25.   In short, while the contract’s terms are onerous, they are enforceable. Liquidated damages are a contractual pre-estimate of the damages suffered by a party in the event of a breach of contract. The parties’ contract states that if the service agreement is improperly terminated by the respondent, the applicant is entitled to liquidated damages, in the amount of the remaining monthly payments owing under the agreement. The respondent took no steps to terminate the waste contract in the manner required under its terms.

26.   Given my conclusions above, I find the respondent breached its contract with the applicant when it purported to terminate the contract and failed to pay invoices as required. This means the applicant is entitled to liquidated damages under the contract, which is the then-current rates of $94.33 and $39.90 per month x 24 months, for a total of $3,221.52. This total is consistent with the applicant’s invoices #1831580 and 1831581 dated November 21, 2016 for the “early termination fee”. However, I do not agree the applicant is entitled to GST on the liquidated damages, as no goods or services were provided to attract GST.
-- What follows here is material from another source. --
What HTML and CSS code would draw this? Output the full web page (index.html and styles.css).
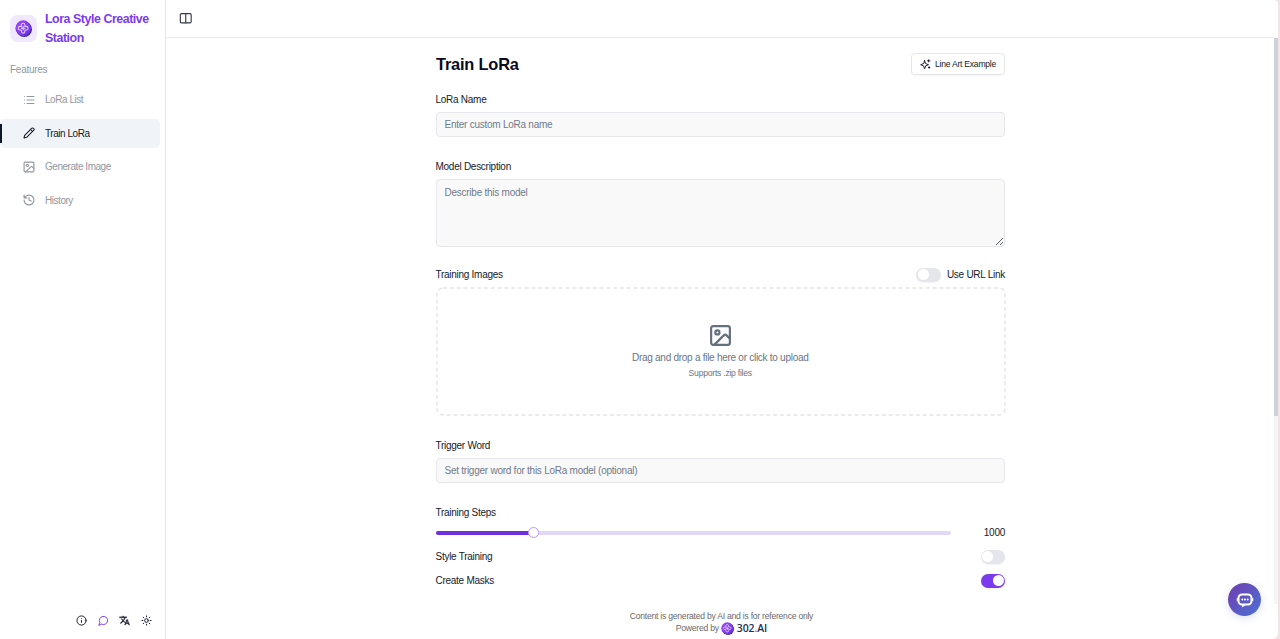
FILE: index.html
```html
<!DOCTYPE html>
<html lang="en">
<head>
<meta charset="utf-8">
<title>Lora Style Creative Station</title>
<link rel="stylesheet" href="styles.css">
</head>
<body>
<svg class="defs" width="0" height="0">
  <defs>
    <linearGradient id="ball" x1="0" y1="0" x2="1" y2="1"><stop offset="0" stop-color="#a04df5"/><stop offset="1" stop-color="#6a2be0"/></linearGradient>
    <symbol id="logo" viewBox="0 0 24 24">
      <circle cx="13" cy="13" r="11" fill="#3b2a9c"/>
      <circle cx="11.5" cy="11.5" r="11" fill="url(#ball)"/>
      <path d="M9 9V7a2.5 2.5 0 0 1 5 0v2h2a2.5 2.5 0 0 1 0 5h-2v2a2.5 2.5 0 0 1-5 0v-2H7a2.5 2.5 0 0 1 0-5zM11.5 9v5M9 11.5h5" fill="none" stroke="#e3ccff" stroke-width="1.5"/>
    </symbol>
    <symbol id="image" viewBox="0 0 24 24"><rect x="3" y="3" width="18" height="18" rx="2"/><circle cx="9" cy="9" r="2"/><path d="m21 15-3.1-3.1a2 2 0 0 0-2.8 0L6 21"/></symbol>
  </defs>
</svg>
<div class="app">
  <aside class="sidebar">
    <div class="brand">
      <span class="brand-mark"><svg width="17" height="17"><use href="#logo"/></svg></span>
      <span class="brand-name">Lora Style Creative<br>Station</span>
    </div>
    <div class="group">Features</div>
    <nav class="nav">
      <a class="item"><svg class="icon" viewBox="0 0 24 24"><path d="M8 5h14M8 12h14M8 19h14M3 5h.01M3 12h.01M3 19h.01"/></svg><span>LoRa List</span></a>
      <a class="item active"><svg class="icon" viewBox="0 0 24 24"><path d="M21.2 6.8a1 1 0 0 0-4-4L3.8 16.2a2 2 0 0 0-.5.8L2 21.4a.5.5 0 0 0 .6.6L7 20.7a2 2 0 0 0 .8-.5zM15 5l4 4"/></svg><span>Train LoRa</span></a>
      <a class="item"><svg class="icon" viewBox="1 1 22 22"><use href="#image" width="24" height="24"/></svg><span>Generate Image</span></a>
      <a class="item"><svg class="icon" viewBox="1 1 22 22"><path d="M3 12a9 9 0 1 0 9-9 9.75 9.75 0 0 0-6.74 2.74L3 8M3 3v5h5M12 7v5l4 2"/></svg><span>History</span></a>
    </nav>
    <div class="tools">
      <svg class="tool" viewBox="0 0 24 24"><circle cx="12" cy="12" r="10"/><path d="M12 16v-4M12 8h.01"/></svg>
      <svg class="tool chat" viewBox="0 0 24 24"><path d="M7.9 20A9 9 0 1 0 4 16.1L2 22Z"/></svg>
      <svg class="tool solid" viewBox="0 0 24 24"><path d="m12.87 15.07-2.54-2.51.03-.03A17.5 17.5 0 0 0 14.07 6H17V4h-7V2H8v2H1v2h11.17C11.5 7.92 10.44 9.75 9 11.35 8.07 10.32 7.3 9.19 6.69 8h-2c.73 1.63 1.73 3.17 2.98 4.56l-5.09 5.02L4 19l5-5 3.11 3.11zM18.5 10h-2L12 22h2l1.12-3h4.75L21 22h2zm-2.62 7 1.62-4.33L19.12 17z"/></svg>
      <svg class="tool" viewBox="0 0 24 24"><circle cx="12" cy="12" r="4"/><path d="M12 2v2M12 20v2M4.9 4.9l1.4 1.4M17.7 17.7l1.4 1.4M2 12h2M20 12h2M6.3 17.7l-1.4 1.4M19.1 4.9l-1.4 1.4"/></svg>
    </div>
  </aside>
  <section class="content">
    <header class="topbar"><svg class="panel" viewBox="0 0 24 24"><rect x="2" y="3" width="20" height="17" rx="2"/><path d="M12 3v17"/></svg></header>
    <div class="viewport">
      <main class="form">
        <div class="head"><h1>Train LoRa</h1><button class="example"><svg viewBox="0 0 24 24"><path d="M10 3.5 12.300 10l6.200 2.500L12.300 15 10 21.500 7.700 15l-6.200-2.500L7.700 10zM19 1.500v5M16.500 4h5M20 17v3M18.500 18.500h3"/></svg><span>Line Art Example</span></button></div>
        <label class="label">LoRa Name</label>
        <input class="field" placeholder="Enter custom LoRa name">
        <label class="label gap">Model Description</label>
        <textarea class="field area" placeholder="Describe this model"></textarea>
        <div class="row images"><span>Training Images</span><span class="toggle"><i class="switch"></i><span>Use URL Link</span></span></div>
        <div class="drop">
          <svg class="outline" width="570" height="129"><rect x="1" y="1" width="568" height="127" rx="6"/></svg>
          <svg class="drop-icon"><use href="#image"/></svg>
          <p class="drop-main">Drag and drop a file here or click to upload</p>
          <p class="drop-sub">Supports .zip files</p>
        </div>
        <label class="label gap">Trigger Word</label>
        <input class="field" placeholder="Set trigger word for this LoRa model (optional)">
        <label class="label gap">Training Steps</label>
        <div class="row steps"><div class="track"><div class="fill"></div><div class="thumb"></div></div><span class="value">1000</span></div>
        <div class="row option"><span>Style Training</span><i class="switch"></i></div>
        <div class="row option"><span>Create Masks</span><i class="switch on"></i></div>
      </main>
      <footer class="footer">
        <p>Content is generated by AI and is for reference only</p>
        <p class="powered"><span>Powered by</span><svg width="13" height="13"><use href="#logo"/></svg><b>302<em>.</em>AI</b></p>
      </footer>
    </div>
  </section>
  <div class="scrollbar"><div class="scroll-thumb"></div></div>
  <div class="bubble"><svg viewBox="0 0 20 20" width="20" height="20"><rect x="3.500" y="4.500" width="13" height="10" rx="3.500" stroke="#fff" stroke-width="2"/><path d="M2.300 8.500v2M17.700 8.500v2" stroke="#fff" stroke-width="1.200"/><path d="M7.500 15v2l2.500-2z" stroke="#fff" stroke-width=".6" fill="#fff"/><path d="M7.300 9.500h.01M10 9.500h.01M12.700 9.500h.01" stroke="#fff" stroke-width="2"/></svg></div>
</div>
</body>
</html>
```
FILE: styles.css
```css
* { box-sizing: border-box; }
body { margin: 0; background: #f4e4e4; font: 10px/16px "Liberation Sans", Arial, sans-serif; letter-spacing: -.27px; color: #151a29; overflow: hidden; }
p, h1 { margin: 0; }
svg { display: block; flex: none; fill: none; stroke: currentColor; stroke-width: 2.1; stroke-linecap: round; stroke-linejoin: round; }
.defs { position: absolute; }
#logo { stroke: none; }
.app { width: 1278px; height: 639px; display: flex; background: #fff; border-radius: 0 4px 6px 0; }
.sidebar { width: 166px; border-right: 1px solid #e5e7eb; display: flex; flex-direction: column; background: #fff; }
.brand { display: flex; align-items: center; gap: 8px; padding: 10px 0 0 10px; height: 47px; }
.brand-mark { width: 27px; height: 27px; border-radius: 8px; background: #f0e9fe; display: grid; place-items: center; }
.brand-name { font-size: 12.4px; line-height: 19px; font-weight: 700; letter-spacing: -.45px; color: #7c3aed; white-space: nowrap; }
.group { height: 14px; margin: 15px 0 9px 10px; color: #9297a1; }
.nav { display: flex; flex-direction: column; gap: 4.5px; letter-spacing: -.46px; }
.item { display: flex; align-items: center; gap: 10px; height: 29px; width: 160px; padding-left: 23px; color: #9297a1; }
.item span { padding-top: 1px; }
.icon { width: 12px; height: 12px; }
.item.active { color: #151a29; background: #f0f4f9 linear-gradient(#0f172a, #0f172a) 0 5px / 2px 19px no-repeat; border-radius: 5px; }
.tools { margin-top: auto; display: flex; gap: 10.5px; padding: 0 13.5px 13.5px 0; justify-content: flex-end; }
.tool { width: 11px; height: 11px; }
.tool.chat { color: #7c3aed; }
.tool.solid { fill: currentColor; stroke-width: .6; }
.content { flex: 1; display: flex; flex-direction: column; }
.topbar { height: 38px; border-bottom: 1px solid #e8eaee; padding: 12px 0 0 13px; color: #333946; }
.panel { width: 13.5px; height: 13px; }
.viewport { flex: 1; }
.form { width: 569.5px; margin-left: 269.5px; padding-top: 15px; display: flex; flex-direction: column; }
.head { display: flex; align-items: center; justify-content: space-between; height: 22px; }
h1 { font-size: 16.4px; line-height: 22px; letter-spacing: -.2px; margin-left: .5px; color: #090d1b; }
.example { height: 22px; width: 94px; display: flex; align-items: center; justify-content: center; gap: 4px; padding: 0; border: 1px solid #e5e7eb; border-radius: 4px; background: #fff; font: 8.6px/12px "Liberation Sans", Arial, sans-serif; letter-spacing: -.24px; color: #151a29; white-space: nowrap; box-shadow: 0 1px 1px #0000000a; }
.example svg { width: 11px; height: 11px; }
.label { margin-top: 17px; height: 14px; }
.label.gap { margin-top: 22px; }
.field { margin-top: 6px; width: 100%; height: 25px; border: 1px solid #e5e7eb; border-radius: 4px; background: #f9f9f9; padding: 0 8px; font: 10px/14px "Liberation Sans", Arial, sans-serif; letter-spacing: -.25px; outline: 0; }
.field::placeholder { color: #717989; opacity: 1; }
.area { height: 68px; padding-top: 6px; resize: vertical; }
.row { display: flex; align-items: center; justify-content: space-between; }
.images { height: 14px; margin-top: 21px; }
.toggle { display: flex; align-items: center; gap: 6px; }
.switch { display: block; width: 24.5px; height: 14px; border-radius: 7px; background: #e4e6eb; padding: 1.4px; box-shadow: 0 1px 2px #0000000d; }
.switch::before { content: ""; display: block; width: 11px; height: 11px; border-radius: 50%; background: #fff; }
.switch.on { background: #7c3aed; }
.switch.on::before { margin-left: auto; }
.drop { position: relative; margin-top: 5px; height: 129px; display: flex; flex-direction: column; align-items: center; padding-top: 35.5px; color: #6b7483; }
.outline { position: absolute; inset: 0; stroke: #e3e5e8; stroke-width: 1.4; stroke-dasharray: 4.1 2.7; stroke-linecap: butt; }
.drop-icon { width: 25px; height: 25px; color: #65707f; }
.drop-main { margin-top: 2.5px; }
.drop-sub { font-size: 8.6px; line-height: 14px; letter-spacing: -.24px; }
.steps { height: 14px; margin-top: 6.5px; }
.value, .option span { padding-top: 1px; }
.value { letter-spacing: -.27px; }
.track { position: relative; width: 515.5px; height: 4px; border-radius: 2px; background: #e2d6f9; }
.fill { width: 98px; height: 4px; border-radius: 2px; background: #7130e0; }
.thumb { position: absolute; left: 92.5px; top: -3.5px; width: 11px; height: 11px; border: 1px solid #b99af3; border-radius: 50%; background: #fff; }
.option { height: 14px; margin-top: 10px; }
.footer { margin-top: 22px; padding-left: 3px; text-align: center; font-size: 8.6px; line-height: 12px; letter-spacing: -.24px; color: #6a6a6e; }
.powered { display: flex; justify-content: center; align-items: center; gap: 2.5px; }
.powered b { font: 600 10.5px/12px "Open Sans", "Noto Sans", sans-serif; letter-spacing: -.1px; color: #233056; }
.powered em { color: #9b4df0; font-style: normal; }
.scrollbar { width: 4px; height: 566px; margin-top: 38px; background: #f4f5f7; }
.scroll-thumb { height: 378px; background: #ccd2dd; }
.bubble { position: fixed; left: 1228px; top: 583px; width: 33px; height: 33px; border-radius: 50%; background: linear-gradient(135deg, #713bad, #4b73d8); display: grid; place-items: center; box-shadow: 0 2px 8px #5060a030; }
```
27.   I find the applicant is entitled to $3,221.52 in liquidated damages, plus pre-judgment interest on that amount under the Court Order Interest Act (COIA), calculated from the applicant’s invoice date of November 21, 2016. Interest under the COIA is excluded from the tribunal’s monetary limit, as are tribunal fees and any dispute-related expenses. In accordance with the Act and the tribunal’s rules, as the applicant was successful in this dispute it is entitled to reimbursement of $175 in tribunal fees.

ORDERS

28.   Within 30 days of this decision, I order Mr. Qurban to pay the applicant a total of $5,249.16, broken down as follows:

a.    $1,441.58 in debt,

b.    $3,221.52 in liquidated damages,

c.    $336.90 in pre-judgment interest at 24% annually,

d.    $74.16 in pre-judgment interest under the COIA, and

e.    $175 for tribunal fees.

29.   The applicant is also entitled to post-judgment interest under the COIA, as applicable. The applicant’s claims against RDS are dismissed.

30.   Under section 48 of the Act, the tribunal will not provide the parties with the Order giving final effect to this decision until the time for making a notice of objection under section 56.1(2) has expired and no notice of objection has been made. The time for filing a notice of objection is 28 days after the party receives notice of the tribunal’s final decision.

31.   Under section 58.1 of the Act, a validated copy of the tribunal’s order can be enforced through the Provincial Court of British Columbia. A tribunal order can only be enforced if it is an approved consent resolution order, or, if no objection has been made and the time for filing a notice of objection has passed. Once filed, a tribunal order has the same force and effect as an order of the Provincial Court of British Columbia.